The town of Korçë is the most densely populated urban center in Southeastern Albania. It is located at the foot of the Morava Mountain at an altitude of about 850 m above sea level and extends to the edge of the valley of the same name, which is one of the richest and most important in present-day southern Albania.
Τhe first historical reports about the settlement of the area of Korçë begin from the Byzantine years. According to written sources, Korçë is mentioned as a city related to the Muzakajt feudal family (13th-15th century), who were based in Berati, in the plain of Myzeqeja. With the Ottoman conquest, the provinces of Korçë, Kolonjës and Përmet became a separate administrative unit with Korçë as its capital. According to the first census of the Ottoman administration of 1431-1432, Korçë appears as a residential castle with twenty-six houses, all Christian, and its own market.
During the period before the 11th century and until 1030, the region of Korçë belonged, ecclesiastically, as it appears from the golden bull of Basil II, to the metropolis of Kastoria, which, in turn, belonged to the ecclesiastical jurisdiction of the Archdiocese of Ohrid. The exact date of the establishment of the metropolis of Korçë is not historically confirmed, but we know that the first mention, under the title “Korça and Selasphorus”, was made after the year 1557.
The Christian Orthodox element made up 2/3 of the urban population and had organized the Orthodox Community, which had the Demogerontia, which consisted of ten members, based in the Metropolis of the city. The spiritual life was centered on the spiritual institutions of the city, the most important of which was the old metropolitan church of Zoodochos Pigi (Life-giving Spring), which was located within the area of the community schools and the metropolitan building.
During the communist period, the church of Zoodochos Pigi was turned into a museum, as previously its upper part, the dome and the bell towers were demolished. All the icons and ecclesiastical objects that were saved after the demolition of the churches in Southern Albania were collected there. After the collapse of the communist regime, the large ground floor room of the museum was adapted, to function from 1992 as a church again, covering the religious needs of Orthodox Christians.
Subsequently, at the request of the Orthodox of Korçë, efforts began to find a suitable plot of land for the construction of a new metropolitan church. After many adventures and difficulties, thanks to the dynamic persistence of the orthodox of Korçë, a large plot of land was granted by the state authorities, in the center of the city.

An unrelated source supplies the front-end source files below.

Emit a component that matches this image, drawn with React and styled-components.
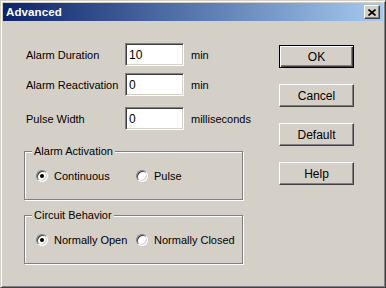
import React from 'react';
import styled, { createGlobalStyle } from 'styled-components';

const GlobalStyle = createGlobalStyle`
  html, body {
    margin: 0;
    padding: 0;
    background: #d4d0c8;
  }
  body {
    font-family: "Liberation Sans", Arial, sans-serif;
    font-size: 11px;
    color: #000;
  }
`;

const Window = styled.div`
  box-sizing: border-box;
  width: 386px;
  height: 288px;
  background: #d4d0c8;
  border-top: 1px solid #d4d0c8;
  border-left: 1px solid #d4d0c8;
  border-right: 1px solid #404040;
  border-bottom: 1px solid #404040;
  box-shadow: inset 1px 1px #ffffff, inset -1px -1px #808080;
  padding: 2px;
  display: flex;
  flex-direction: column;
`;

const TitleBar = styled.div`
  height: 18px;
  display: flex;
  align-items: center;
  justify-content: space-between;
  padding: 0 3px 0 3px;
  background: linear-gradient(to right, #0a246a, #a6caf0);
`;

const Title = styled.span`
  color: #fff;
  font-weight: bold;
  font-size: 11.5px;
  letter-spacing: 0.1px;
`;

const CloseButton = styled.div`
  box-sizing: border-box;
  width: 16px;
  height: 14px;
  background: #d4d0c8;
  border-top: 1px solid #fff;
  border-left: 1px solid #fff;
  border-right: 1px solid #404040;
  border-bottom: 1px solid #404040;
  box-shadow: inset -1px -1px #808080;
  display: flex;
  align-items: center;
  justify-content: center;
`;

const Body = styled.div`
  flex: 1;
  display: flex;
  padding-left: 21px;
`;

const LeftColumn = styled.div`
  width: 219px;
  flex-shrink: 0;
  padding-top: 22px;
  display: flex;
  flex-direction: column;
`;

const Row = styled.div`
  display: flex;
  align-items: center;
  height: 23px;
  padding-left: 2px;
  margin-top: ${p => p.$mt || 0}px;
  white-space: nowrap;
`;

const Label = styled.span`
  width: 99px;
  flex-shrink: 0;
`;

const Input = styled.div`
  box-sizing: border-box;
  flex-shrink: 0;
  width: 59px;
  height: 23px;
  background: #fff;
  border-top: 1px solid #808080;
  border-left: 1px solid #808080;
  border-right: 1px solid #fff;
  border-bottom: 1px solid #fff;
  box-shadow: inset 1px 1px #404040, inset -1px -1px #d4d0c8;
  padding: 0 3px;
  display: flex;
  align-items: center;
  font-size: 12px;
`;

const Unit = styled.span`
  margin-left: 7px;
`;

const Group = styled.div`
  position: relative;
  box-sizing: border-box;
  height: 49px;
  margin-top: ${p => p.$mt}px;
  border: 1px solid #808080;
  box-shadow: inset 1px 1px #fff, 1px 1px #fff;
  padding: 0 0 0 11px;
  display: flex;
  align-items: center;
`;

const Legend = styled.span`
  position: absolute;
  top: -8px;
  left: 7px;
  padding: 0 2px;
  background: #d4d0c8;
  line-height: 14px;
`;

const RadioItem = styled.label`
  display: flex;
  align-items: center;
  width: ${p => p.$w || 'auto'};
  gap: 6px;
  white-space: nowrap;
`;

const RadioCircle = styled.span`
  box-sizing: border-box;
  width: 12px;
  height: 12px;
  border-radius: 50%;
  background: #fff;
  border-top: 1px solid #808080;
  border-left: 1px solid #808080;
  border-right: 1px solid #fff;
  border-bottom: 1px solid #fff;
  box-shadow: inset 1px 1px #404040, inset -1px -1px #d4d0c8;
  display: flex;
  align-items: center;
  justify-content: center;

  &::after {
    content: '';
    width: 4px;
    height: 4px;
    border-radius: 50%;
    background: ${p => (p.$checked ? '#000' : 'transparent')};
  }
`;

const RightColumn = styled.div`
  margin-left: 36px;
  padding-top: 24px;
  display: flex;
  flex-direction: column;
  gap: 16px;
`;

const Button = styled.div`
  box-sizing: border-box;
  width: 75px;
  height: 23px;
  background: #d4d0c8;
  display: flex;
  align-items: center;
  justify-content: center;
  border-top: 1px solid ${p => (p.$default ? '#000' : '#fff')};
  border-left: 1px solid ${p => (p.$default ? '#000' : '#fff')};
  border-right: 1px solid ${p => (p.$default ? '#000' : '#404040')};
  border-bottom: 1px solid ${p => (p.$default ? '#000' : '#404040')};
  box-shadow: ${p =>
    p.$default
      ? 'inset 1px 1px #fff, inset -1px -1px #404040, inset -2px -2px #808080'
      : 'inset -1px -1px #808080'};
  font-size: 12px;
`;

const Radio = ({ checked, width, children }) => (
  <RadioItem $w={width}>
    <RadioCircle $checked={checked} />
    <span>{children}</span>
  </RadioItem>
);

const App = () => (
  <>
    <GlobalStyle />
    <Window>
      <TitleBar>
        <Title>Advanced</Title>
        <CloseButton>
          <svg width="8" height="7" viewBox="0 0 8 7">
            <path d="M0.5 0.5 L7.5 6.5 M7.5 0.5 L0.5 6.5" stroke="#000" strokeWidth="1.6" />
          </svg>
        </CloseButton>
      </TitleBar>
      <Body>
        <LeftColumn>
          <Row>
            <Label>Alarm Duration</Label>
            <Input>10</Input>
            <Unit>min</Unit>
          </Row>
          <Row $mt={7}>
            <Label>Alarm Reactivation</Label>
            <Input>0</Input>
            <Unit>min</Unit>
          </Row>
          <Row $mt={11}>
            <Label>Pulse Width</Label>
            <Input>0</Input>
            <Unit>milliseconds</Unit>
          </Row>
          <Group $mt={21}>
            <Legend>Alarm Activation</Legend>
            <Radio checked width="100px">Continuous</Radio>
            <Radio>Pulse</Radio>
          </Group>
          <Group $mt={15}>
            <Legend>Circuit Behavior</Legend>
            <Radio checked width="100px">Normally Open</Radio>
            <Radio>Normally Closed</Radio>
          </Group>
        </LeftColumn>
        <RightColumn>
          <Button $default>OK</Button>
          <Button>Cancel</Button>
          <Button>Default</Button>
          <Button>Help</Button>
        </RightColumn>
      </Body>
    </Window>
  </>
);

export default App;
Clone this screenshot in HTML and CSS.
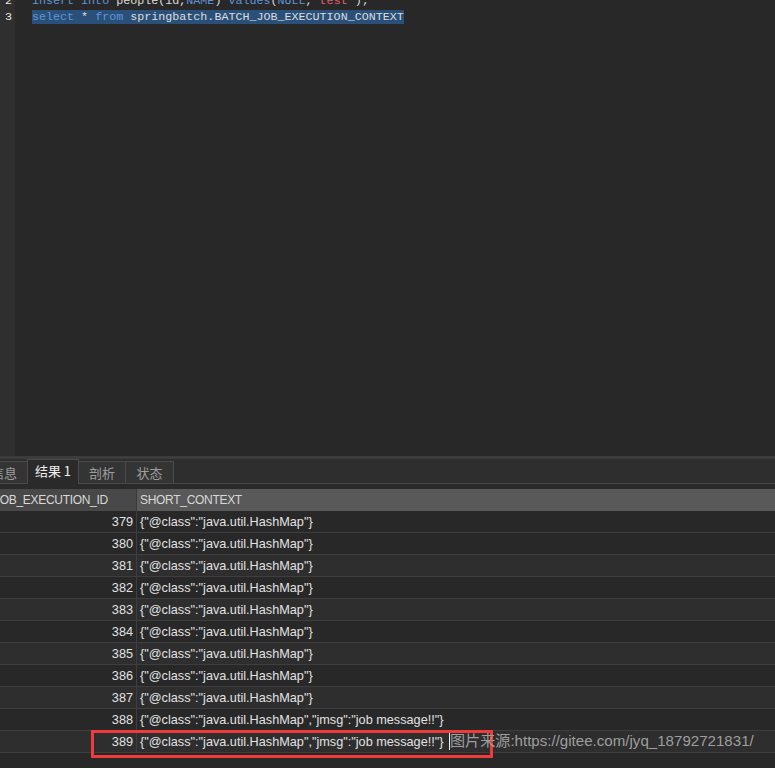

On August 2, 1994, Archbishop Anastasios laid the foundation stone for the construction of the new metropolitan church, dedicated to the Resurrection of Christ. The temple would fill the huge gap created by the demolition of many temples in this city, which stands out for its Orthodox tradition. The plans of the metropolitan church were prepared by the architect Dimitrios Christidis from Thessaloniki, and the construction was carried out with funds provided by Archbishop Anastasios. In those difficult times, Archbishop Anastasios would characteristically state: “When they throw us stones, we use the stones to build.”
The new metropolitan church is cruciform, with four apses, with a dome in the center, with a circular peristyle on three sides and two bell towers. It has a gallery (gynaeconite) in almost all its internal development. The temple is externally lined with stone and decorative ceramic elements. In the catacomb-basement, with an area that reaches 960 sq.m., there is a temple, a baptistery, a meeting room, etc. The temple is adorned with an artistic wood-carved iconostasis. With the contribution of Christians, the frescoes of the temple have almost been completed. This impressive project was inaugurated by Archbishop Anastasios on August 7, 1996, with the participation of the Eminence Metropolitans Mr. Ignatius of Berat, Mr. Ioannou of Korçë and Mr. Theoklitou of Florina.